Brief:
Copy each line below in which the word "components" occurs.

┄┄┄┄┄┄┄┄┄┄┄┄┄┄┄┄┄┄┄┄

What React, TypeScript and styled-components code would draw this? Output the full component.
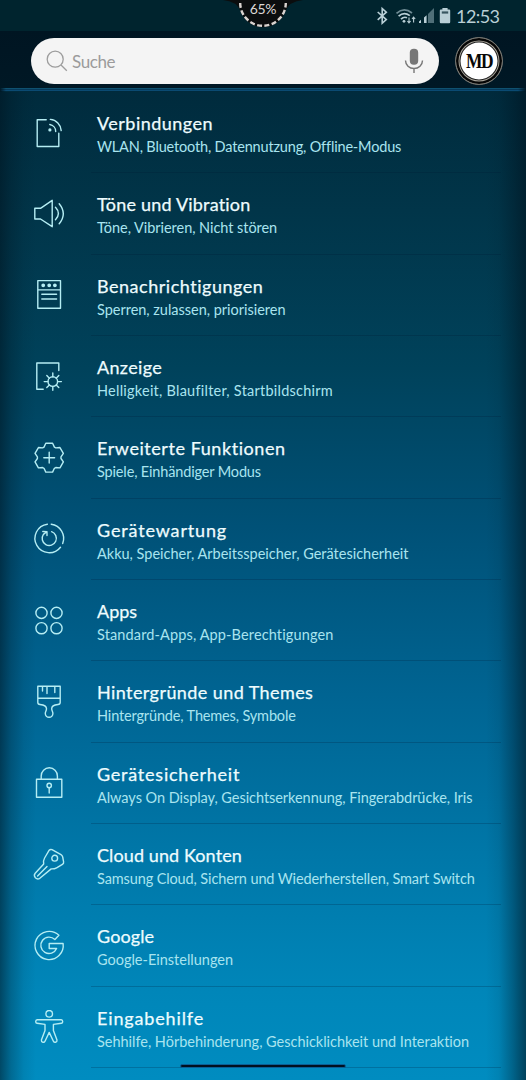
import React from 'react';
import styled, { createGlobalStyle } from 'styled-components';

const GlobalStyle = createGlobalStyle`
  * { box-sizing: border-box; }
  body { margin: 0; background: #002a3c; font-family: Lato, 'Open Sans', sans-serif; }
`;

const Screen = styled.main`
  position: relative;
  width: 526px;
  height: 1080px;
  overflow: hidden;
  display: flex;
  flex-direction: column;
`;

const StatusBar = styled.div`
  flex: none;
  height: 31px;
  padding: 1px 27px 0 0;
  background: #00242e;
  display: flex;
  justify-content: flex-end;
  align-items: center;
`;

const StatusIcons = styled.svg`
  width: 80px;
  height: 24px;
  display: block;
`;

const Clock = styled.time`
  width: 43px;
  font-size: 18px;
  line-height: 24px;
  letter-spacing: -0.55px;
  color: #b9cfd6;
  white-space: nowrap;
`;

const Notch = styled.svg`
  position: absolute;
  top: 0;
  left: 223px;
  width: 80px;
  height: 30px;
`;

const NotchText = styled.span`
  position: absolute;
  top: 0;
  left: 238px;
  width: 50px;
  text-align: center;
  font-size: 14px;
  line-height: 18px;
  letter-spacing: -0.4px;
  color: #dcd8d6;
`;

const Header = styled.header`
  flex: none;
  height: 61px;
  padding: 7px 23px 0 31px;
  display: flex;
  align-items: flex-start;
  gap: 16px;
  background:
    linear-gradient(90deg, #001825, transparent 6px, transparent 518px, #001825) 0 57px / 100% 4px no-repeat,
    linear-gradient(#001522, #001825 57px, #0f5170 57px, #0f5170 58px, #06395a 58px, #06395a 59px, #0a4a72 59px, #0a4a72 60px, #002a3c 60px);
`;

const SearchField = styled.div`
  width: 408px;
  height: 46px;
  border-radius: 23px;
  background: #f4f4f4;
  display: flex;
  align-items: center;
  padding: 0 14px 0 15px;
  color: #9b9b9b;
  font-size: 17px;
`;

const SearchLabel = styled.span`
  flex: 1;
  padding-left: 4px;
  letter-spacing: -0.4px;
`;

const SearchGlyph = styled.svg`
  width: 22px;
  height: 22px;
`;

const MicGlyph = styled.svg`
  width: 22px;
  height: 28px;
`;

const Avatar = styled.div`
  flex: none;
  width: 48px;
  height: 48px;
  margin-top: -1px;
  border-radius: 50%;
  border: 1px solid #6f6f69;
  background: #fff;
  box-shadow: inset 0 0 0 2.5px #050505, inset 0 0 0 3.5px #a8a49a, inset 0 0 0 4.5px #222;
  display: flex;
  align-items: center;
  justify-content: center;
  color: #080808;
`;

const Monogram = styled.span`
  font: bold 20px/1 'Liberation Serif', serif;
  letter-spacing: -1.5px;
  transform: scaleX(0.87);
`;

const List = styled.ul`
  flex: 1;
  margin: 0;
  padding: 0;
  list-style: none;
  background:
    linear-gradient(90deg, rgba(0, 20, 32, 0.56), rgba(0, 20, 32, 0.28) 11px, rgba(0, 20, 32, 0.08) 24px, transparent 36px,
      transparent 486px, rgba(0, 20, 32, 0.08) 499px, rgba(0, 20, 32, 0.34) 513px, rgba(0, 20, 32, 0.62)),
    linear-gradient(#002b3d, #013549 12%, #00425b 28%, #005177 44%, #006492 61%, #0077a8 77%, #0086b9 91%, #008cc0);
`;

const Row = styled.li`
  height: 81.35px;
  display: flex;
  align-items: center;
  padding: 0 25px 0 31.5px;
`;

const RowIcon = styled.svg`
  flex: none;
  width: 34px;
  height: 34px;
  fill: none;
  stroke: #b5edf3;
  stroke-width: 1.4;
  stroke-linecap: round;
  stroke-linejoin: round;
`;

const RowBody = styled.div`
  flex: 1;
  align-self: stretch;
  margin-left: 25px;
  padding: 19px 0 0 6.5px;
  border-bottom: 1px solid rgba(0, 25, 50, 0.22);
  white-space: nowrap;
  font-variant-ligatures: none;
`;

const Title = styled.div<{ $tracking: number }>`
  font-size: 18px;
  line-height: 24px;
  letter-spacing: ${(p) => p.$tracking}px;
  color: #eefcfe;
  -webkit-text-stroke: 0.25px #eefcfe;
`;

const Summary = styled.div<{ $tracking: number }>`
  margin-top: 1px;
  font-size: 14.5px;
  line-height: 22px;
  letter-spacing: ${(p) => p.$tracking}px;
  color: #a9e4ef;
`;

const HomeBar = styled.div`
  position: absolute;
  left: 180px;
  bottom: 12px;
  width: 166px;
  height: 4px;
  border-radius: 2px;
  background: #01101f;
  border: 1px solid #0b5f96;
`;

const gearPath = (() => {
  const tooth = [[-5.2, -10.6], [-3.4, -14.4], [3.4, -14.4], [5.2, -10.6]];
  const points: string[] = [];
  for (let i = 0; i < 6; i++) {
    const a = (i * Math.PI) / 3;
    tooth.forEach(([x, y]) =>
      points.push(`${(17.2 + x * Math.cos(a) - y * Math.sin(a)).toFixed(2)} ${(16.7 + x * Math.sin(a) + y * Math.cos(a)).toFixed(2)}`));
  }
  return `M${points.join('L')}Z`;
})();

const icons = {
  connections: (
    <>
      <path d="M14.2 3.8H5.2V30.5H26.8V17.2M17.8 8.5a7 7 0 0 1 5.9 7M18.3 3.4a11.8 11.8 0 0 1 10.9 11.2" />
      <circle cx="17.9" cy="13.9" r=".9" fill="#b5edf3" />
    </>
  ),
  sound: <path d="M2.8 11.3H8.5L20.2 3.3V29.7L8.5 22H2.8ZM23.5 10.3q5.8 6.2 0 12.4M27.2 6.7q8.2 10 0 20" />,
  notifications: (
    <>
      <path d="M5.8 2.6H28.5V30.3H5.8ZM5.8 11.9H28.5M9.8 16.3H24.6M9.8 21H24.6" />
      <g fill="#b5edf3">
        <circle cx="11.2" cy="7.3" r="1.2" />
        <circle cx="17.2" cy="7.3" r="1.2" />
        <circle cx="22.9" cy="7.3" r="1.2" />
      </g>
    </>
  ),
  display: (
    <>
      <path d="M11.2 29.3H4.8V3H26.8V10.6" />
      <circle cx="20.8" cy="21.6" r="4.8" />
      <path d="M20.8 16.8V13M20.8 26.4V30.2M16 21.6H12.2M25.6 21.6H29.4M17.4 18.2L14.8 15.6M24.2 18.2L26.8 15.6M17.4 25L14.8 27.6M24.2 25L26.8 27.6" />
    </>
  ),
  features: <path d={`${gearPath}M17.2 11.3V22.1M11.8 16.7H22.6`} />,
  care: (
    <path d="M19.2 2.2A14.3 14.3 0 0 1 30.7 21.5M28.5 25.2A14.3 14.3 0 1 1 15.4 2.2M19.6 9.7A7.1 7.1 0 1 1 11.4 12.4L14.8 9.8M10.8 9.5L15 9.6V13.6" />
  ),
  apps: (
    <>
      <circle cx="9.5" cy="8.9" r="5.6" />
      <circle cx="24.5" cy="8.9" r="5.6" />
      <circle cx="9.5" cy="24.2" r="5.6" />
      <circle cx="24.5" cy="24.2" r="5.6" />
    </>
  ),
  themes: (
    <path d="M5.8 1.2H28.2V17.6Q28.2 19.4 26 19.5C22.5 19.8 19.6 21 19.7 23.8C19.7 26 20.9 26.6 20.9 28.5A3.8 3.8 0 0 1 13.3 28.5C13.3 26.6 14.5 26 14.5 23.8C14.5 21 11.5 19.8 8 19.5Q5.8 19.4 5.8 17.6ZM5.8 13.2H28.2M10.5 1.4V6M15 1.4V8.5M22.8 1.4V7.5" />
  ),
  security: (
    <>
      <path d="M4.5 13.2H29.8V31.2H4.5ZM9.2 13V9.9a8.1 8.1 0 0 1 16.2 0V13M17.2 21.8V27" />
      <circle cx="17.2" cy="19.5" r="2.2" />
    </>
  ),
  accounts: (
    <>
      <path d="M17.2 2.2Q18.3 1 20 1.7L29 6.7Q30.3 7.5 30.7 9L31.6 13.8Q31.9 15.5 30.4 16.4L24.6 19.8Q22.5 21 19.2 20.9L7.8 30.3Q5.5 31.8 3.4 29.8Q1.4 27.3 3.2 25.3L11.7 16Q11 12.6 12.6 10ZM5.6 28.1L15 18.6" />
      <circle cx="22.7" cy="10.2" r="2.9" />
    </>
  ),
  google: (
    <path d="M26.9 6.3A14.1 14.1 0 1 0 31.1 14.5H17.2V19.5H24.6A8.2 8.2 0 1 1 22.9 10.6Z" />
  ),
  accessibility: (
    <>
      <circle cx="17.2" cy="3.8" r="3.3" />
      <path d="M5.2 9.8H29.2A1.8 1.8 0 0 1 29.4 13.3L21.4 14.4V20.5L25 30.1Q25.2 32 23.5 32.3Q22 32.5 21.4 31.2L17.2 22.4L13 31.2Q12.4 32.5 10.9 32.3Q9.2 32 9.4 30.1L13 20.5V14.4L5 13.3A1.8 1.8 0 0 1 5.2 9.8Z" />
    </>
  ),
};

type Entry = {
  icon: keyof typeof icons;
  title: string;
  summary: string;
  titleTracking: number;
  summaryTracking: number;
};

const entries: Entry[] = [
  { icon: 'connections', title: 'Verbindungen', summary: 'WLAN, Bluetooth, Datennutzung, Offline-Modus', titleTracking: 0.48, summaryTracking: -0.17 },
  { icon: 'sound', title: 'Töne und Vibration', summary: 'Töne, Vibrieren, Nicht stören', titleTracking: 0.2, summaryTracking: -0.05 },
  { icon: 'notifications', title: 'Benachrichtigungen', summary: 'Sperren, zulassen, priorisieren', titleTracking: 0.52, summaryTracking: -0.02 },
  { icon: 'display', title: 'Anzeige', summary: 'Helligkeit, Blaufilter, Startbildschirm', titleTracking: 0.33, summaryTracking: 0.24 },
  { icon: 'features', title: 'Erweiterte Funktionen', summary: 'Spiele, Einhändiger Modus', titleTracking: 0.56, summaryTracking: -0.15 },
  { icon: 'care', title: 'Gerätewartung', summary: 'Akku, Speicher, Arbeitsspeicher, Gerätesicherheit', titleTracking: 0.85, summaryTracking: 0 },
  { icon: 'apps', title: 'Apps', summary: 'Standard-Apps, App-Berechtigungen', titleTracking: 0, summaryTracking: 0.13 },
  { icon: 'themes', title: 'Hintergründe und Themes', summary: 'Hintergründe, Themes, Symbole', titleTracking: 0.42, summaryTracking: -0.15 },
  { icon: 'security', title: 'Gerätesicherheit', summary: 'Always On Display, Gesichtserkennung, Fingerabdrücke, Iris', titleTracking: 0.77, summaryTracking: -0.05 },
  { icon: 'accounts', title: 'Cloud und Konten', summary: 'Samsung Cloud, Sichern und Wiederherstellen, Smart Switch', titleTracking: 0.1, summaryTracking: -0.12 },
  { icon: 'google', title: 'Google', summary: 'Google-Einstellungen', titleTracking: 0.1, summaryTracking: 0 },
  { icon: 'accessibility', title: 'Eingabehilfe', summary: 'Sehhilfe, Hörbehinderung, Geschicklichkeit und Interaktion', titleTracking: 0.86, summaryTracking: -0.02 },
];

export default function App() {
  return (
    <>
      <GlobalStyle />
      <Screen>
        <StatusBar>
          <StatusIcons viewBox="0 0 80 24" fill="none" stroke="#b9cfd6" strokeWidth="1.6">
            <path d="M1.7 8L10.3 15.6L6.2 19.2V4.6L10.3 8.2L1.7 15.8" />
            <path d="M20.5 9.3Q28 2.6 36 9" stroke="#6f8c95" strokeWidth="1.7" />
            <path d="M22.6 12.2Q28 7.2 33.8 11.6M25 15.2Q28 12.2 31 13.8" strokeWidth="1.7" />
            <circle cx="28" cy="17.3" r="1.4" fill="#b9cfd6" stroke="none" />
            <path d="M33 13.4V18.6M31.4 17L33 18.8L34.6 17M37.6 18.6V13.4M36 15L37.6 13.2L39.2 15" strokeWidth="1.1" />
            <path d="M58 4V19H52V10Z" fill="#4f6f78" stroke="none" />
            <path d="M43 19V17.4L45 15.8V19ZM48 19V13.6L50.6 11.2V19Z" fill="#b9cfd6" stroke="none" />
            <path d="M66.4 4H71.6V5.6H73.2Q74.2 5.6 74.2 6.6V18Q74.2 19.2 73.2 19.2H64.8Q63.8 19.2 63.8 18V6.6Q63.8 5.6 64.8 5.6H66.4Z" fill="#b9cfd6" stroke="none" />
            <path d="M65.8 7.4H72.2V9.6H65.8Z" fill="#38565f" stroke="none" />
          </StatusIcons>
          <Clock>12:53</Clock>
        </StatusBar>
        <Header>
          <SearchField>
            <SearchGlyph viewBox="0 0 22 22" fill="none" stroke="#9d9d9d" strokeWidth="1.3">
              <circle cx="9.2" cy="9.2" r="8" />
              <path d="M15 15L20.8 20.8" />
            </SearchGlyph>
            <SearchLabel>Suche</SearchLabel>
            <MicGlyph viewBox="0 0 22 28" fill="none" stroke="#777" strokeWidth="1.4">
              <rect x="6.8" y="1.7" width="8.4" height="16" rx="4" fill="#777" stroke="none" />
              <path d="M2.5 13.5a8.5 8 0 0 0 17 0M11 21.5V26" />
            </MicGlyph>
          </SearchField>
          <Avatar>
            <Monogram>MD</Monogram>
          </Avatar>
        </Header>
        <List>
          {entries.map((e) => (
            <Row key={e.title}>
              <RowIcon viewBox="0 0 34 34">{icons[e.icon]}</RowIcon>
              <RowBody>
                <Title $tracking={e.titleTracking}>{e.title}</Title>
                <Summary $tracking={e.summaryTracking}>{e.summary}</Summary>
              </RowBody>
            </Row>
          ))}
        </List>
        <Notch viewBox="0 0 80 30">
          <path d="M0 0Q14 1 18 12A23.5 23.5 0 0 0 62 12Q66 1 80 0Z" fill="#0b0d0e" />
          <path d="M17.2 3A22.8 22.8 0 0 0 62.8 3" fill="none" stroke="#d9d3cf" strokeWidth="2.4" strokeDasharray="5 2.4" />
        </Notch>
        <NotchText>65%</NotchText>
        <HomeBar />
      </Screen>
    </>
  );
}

┄┄┄┄┄┄┄┄┄┄┄┄┄┄┄┄┄┄┄┄

Answer for the task:
What React, TypeScript and styled-components code would draw this? Output the full component.
import styled, { createGlobalStyle } from 'styled-components';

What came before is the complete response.